+++ SOURCE DATA +++

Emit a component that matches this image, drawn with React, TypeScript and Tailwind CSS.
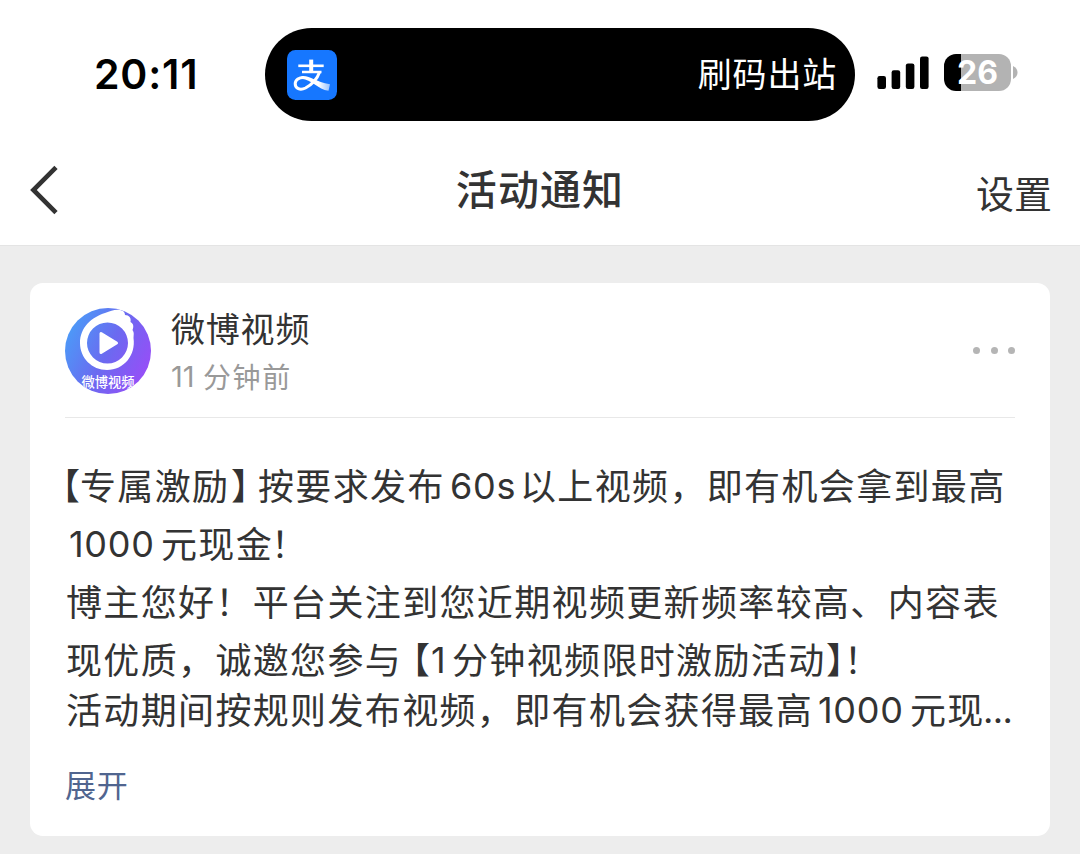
import React from "react";

const cjk = "font-['Noto_Sans_CJK_SC',sans-serif]";
const latin = "font-['Inter',sans-serif]";

function AlipayLogo() {
  return (
    <svg viewBox="0 0 50 50" className="h-[50px] w-[50px] shrink-0" aria-hidden="true">
      <defs>
        <linearGradient id="tail" x1="0" x2="1" y1="0" y2="0">
          <stop offset="0.6" stopColor="#fff" />
          <stop offset="1" stopColor="#fff" stopOpacity="0.55" />
        </linearGradient>
      </defs>
      <rect width="50" height="50" rx="8.5" fill="#1677ff" />
      <g fill="none" stroke="#fff">
        <path d="M11.3 15.8H36.7" strokeWidth="2.6" />
        <path d="M24.2 9.6V22" strokeWidth="4" />
        <path d="M15 22H34.5" strokeWidth="2.5" />
        <path d="M32.6 22C30.5 28 25 34.5 18.5 38C13 40.8 8.2 38.5 8.2 33.8C8.2 29.8 12.3 27.2 17 27.4" strokeWidth="3" />
      </g>
      <path d="M14.5 26C23 25 27.5 31.5 43 34.2L41.5 40.8C31 39.5 24.5 29.5 14.5 28.8Z" fill="url(#tail)" />
    </svg>
  );
}

function Signal() {
  return (
    <svg viewBox="0 0 52 34" className="h-[34px] w-[52px] shrink-0 fill-black" aria-hidden="true">
      <rect x="0.4" y="20" width="8.6" height="13" rx="2.2" />
      <rect x="14.6" y="14.3" width="8.6" height="18.7" rx="2.2" />
      <rect x="28.8" y="7.4" width="8.6" height="25.6" rx="2.2" />
      <rect x="43" y="0.4" width="8.6" height="32.6" rx="2.2" />
    </svg>
  );
}

function Battery() {
  return (
    <div className="flex items-center gap-[2px]">
      <div className="flex h-[37px] w-[67px] items-center justify-center rounded-[12px] bg-[linear-gradient(90deg,#000_17px,#b3b3b3_17px)]">
        <span className={`${latin} text-[32px] leading-none font-bold text-white`}>26</span>
      </div>
      <svg viewBox="0 0 5 13" className="h-[13px] w-[5px] fill-[#b3b3b3]" aria-hidden="true">
        <path d="M0 0C6 2.5 6 10.5 0 13Z" />
      </svg>
    </div>
  );
}

function StatusBar() {
  return (
    <div className="flex h-[121px] items-start pt-[28px]">
      <div className={`${latin} w-[265px] pl-[94px] text-[41px] leading-[93px] font-semibold tracking-[0.8px] text-black`}>
        20:11
      </div>
      <div className="flex h-[93px] w-[590px] items-center justify-between rounded-full bg-black pr-[18px] pl-[22px]">
        <AlipayLogo />
        <span className={`${cjk} pb-[3px] text-[34px] leading-none tracking-[0.8px] text-white`}>刷码出站</span>
      </div>
      <div className="flex h-[89px] items-center gap-[15px] pl-[22px]">
        <Signal />
        <Battery />
      </div>
    </div>
  );
}

function NavBar() {
  return (
    <header className="grid h-[124px] grid-cols-3 items-center pr-[28px] pl-[28px] text-[#333]">
      <svg viewBox="0 0 32 52" className="mt-[14px] h-[52px] w-[32px]" fill="none" stroke="#333" strokeWidth="4.6" aria-hidden="true">
        <path d="M28 3.4L5.4 26L28 48.6" />
      </svg>
      <h1 className={`${cjk} mt-[8px] text-center text-[41px] leading-none font-medium tracking-[1.1px]`}>活动通知</h1>
      <button className={`${cjk} mt-[18px] text-right text-[38px] leading-none`}>设置</button>
    </header>
  );
}

function Avatar() {
  return (
    <svg viewBox="0 0 86 86" className="h-[86px] w-[86px] shrink-0" aria-label="微博视频">
      <defs>
        <linearGradient id="disc" x1="0" x2="1" y1="0.25" y2="0.75">
          <stop offset="0" stopColor="#4a9df8" />
          <stop offset="0.5" stopColor="#6b6af0" />
          <stop offset="1" stopColor="#9a4cf8" />
        </linearGradient>
        <clipPath id="round">
          <circle cx="43" cy="43" r="43" />
        </clipPath>
      </defs>
      <g clipPath="url(#round)">
        <rect width="86" height="86" fill="url(#disc)" />
        <path
          fill="#fff"
          fillRule="evenodd"
          d="M15 35C15 19 27 9 40 5C46 3 50 1 55 2C59 2.500 60 5 60 7C64 7 66.500 10 65.500 14C68.500 15.500 69 18.500 67.500 22C69.500 24.500 68.500 27 68.500 30C71 47 59 62 42 62C27 62 15 50 15 35ZM22 35A20.500 20.500 0 1 0 63 35A20.500 20.500 0 1 0 22 35Z"
        />
        <path d="M36 25.500V44.500L51.500 35Z" fill="#fff" stroke="#fff" strokeWidth="3" strokeLinejoin="round" />
        <text x="43" y="78.800" textAnchor="middle" fill="#fff" fontSize="13.300" className="font-['Noto_Sans_CJK_SC',sans-serif] font-medium">
          微博视频
        </text>
      </g>
    </svg>
  );
}

type Run = { text: string; className: string };

const digits = "pt-[2px] font-['Inter',sans-serif] tracking-[0.7px]";
const bracket = "[font-feature-settings:'halt'] tracking-normal";

const lines: { className: string; runs: Run[] }[] = [
  {
    className: "h-[58px]",
    runs: [
      { text: "【", className: `-ml-[3px] w-[18px] ${bracket}` },
      { text: "专属激励", className: "w-[151px]" },
      { text: "】", className: `w-[27px] ${bracket}` },
      { text: "按要求发布", className: "w-[192px]" },
      { text: "60s", className: `w-[70px] ${digits}` },
      { text: "以上视频，即有机会拿到最高", className: "" },
    ],
  },
  {
    className: "h-[58px]",
    runs: [
      { text: "1000", className: `ml-[4px] w-[92px] ${digits}` },
      { text: "元现金", className: "w-[110px]" },
      { text: "！", className: "" },
    ],
  },
  {
    className: "h-[58px]",
    runs: [{ text: "博主您好！平台关注到您近期视频更新频率较高、内容表", className: "ml-[1px]" }],
  },
  {
    className: "h-[50px]",
    runs: [
      { text: "现优质，诚邀您参与", className: "ml-[1px] w-[346px]" },
      { text: "【", className: `w-[19px] ${bracket}` },
      { text: "1", className: `w-[21px] ${digits}` },
      { text: "分钟视频限时激励活动", className: "w-[374px]" },
      { text: "】", className: `w-[18px] ${bracket}` },
      { text: "！", className: "" },
    ],
  },
  {
    className: "h-[54px]",
    runs: [
      { text: "活动期间按规则发布视频，即有机会获得最高", className: "ml-[1px] w-[752px]" },
      { text: "1000", className: `w-[92px] ${digits}` },
      { text: "元现", className: "w-[73px]" },
      { text: "...", className: "pt-[2px] font-['Inter',sans-serif] tracking-[-0.6px]" },
    ],
  },
];

function NoticeCard() {
  return (
    <article className="h-[553px] rounded-[13px] bg-white px-[35px] pt-[25px]">
      <div className="flex h-[110px] items-start border-b border-[#e8e8e8]">
        <Avatar />
        <div className="ml-[20px] flex-1">
          <div className={`${cjk} -mt-[2px] text-[34px] leading-[44px] tracking-[0.8px] text-[#333]`}>微博视频</div>
          <div className="mt-[4px] flex text-[28px] leading-[44px] text-[#999]">
            <span className={`${latin} w-[32px] pt-[1px] text-[29px]`}>11</span>
            <span className={`${cjk} tracking-[1.6px]`}>分钟前</span>
          </div>
        </div>
        <div className="mt-[39px] flex gap-[10.5px]">
          <span className="h-[7px] w-[7px] rounded-full bg-[#b5b5b5]" />
          <span className="h-[7px] w-[7px] rounded-full bg-[#b5b5b5]" />
          <span className="h-[7px] w-[7px] rounded-full bg-[#b5b5b5]" />
        </div>
      </div>
      <div className={`${cjk} pt-[37px] text-[36px] tracking-[1.35px] whitespace-nowrap text-[#333]`}>
        {lines.map((line, i) => (
          <div key={i} className={`flex leading-[58px] ${line.className}`}>
            {line.runs.map((run, j) => (
              <span key={j} className={`shrink-0 ${run.className}`}>
                {run.text}
              </span>
            ))}
          </div>
        ))}
      </div>
      <button className={`${cjk} mt-[31px] block text-[31px] leading-[40px] tracking-[0.8px] text-[#50658f]`}>展开</button>
    </article>
  );
}

export default function App() {
  return (
    <div className="h-[854px] w-[1080px] overflow-hidden bg-[#ededed]">
      <div className="h-[246px] border-b border-[#e4e4e4] bg-white">
        <StatusBar />
        <NavBar />
      </div>
      <main className="px-[30px] pt-[37px]">
        <NoticeCard />
      </main>
    </div>
  );
}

+++

▶ _THE EXERCISE_
Scan the lines above for "React", then copy every one that has it.

▶ _OUTPUT OF THE EXERCISE_
Emit a component that matches this image, drawn with React, TypeScript and Tailwind CSS.
import React from "react";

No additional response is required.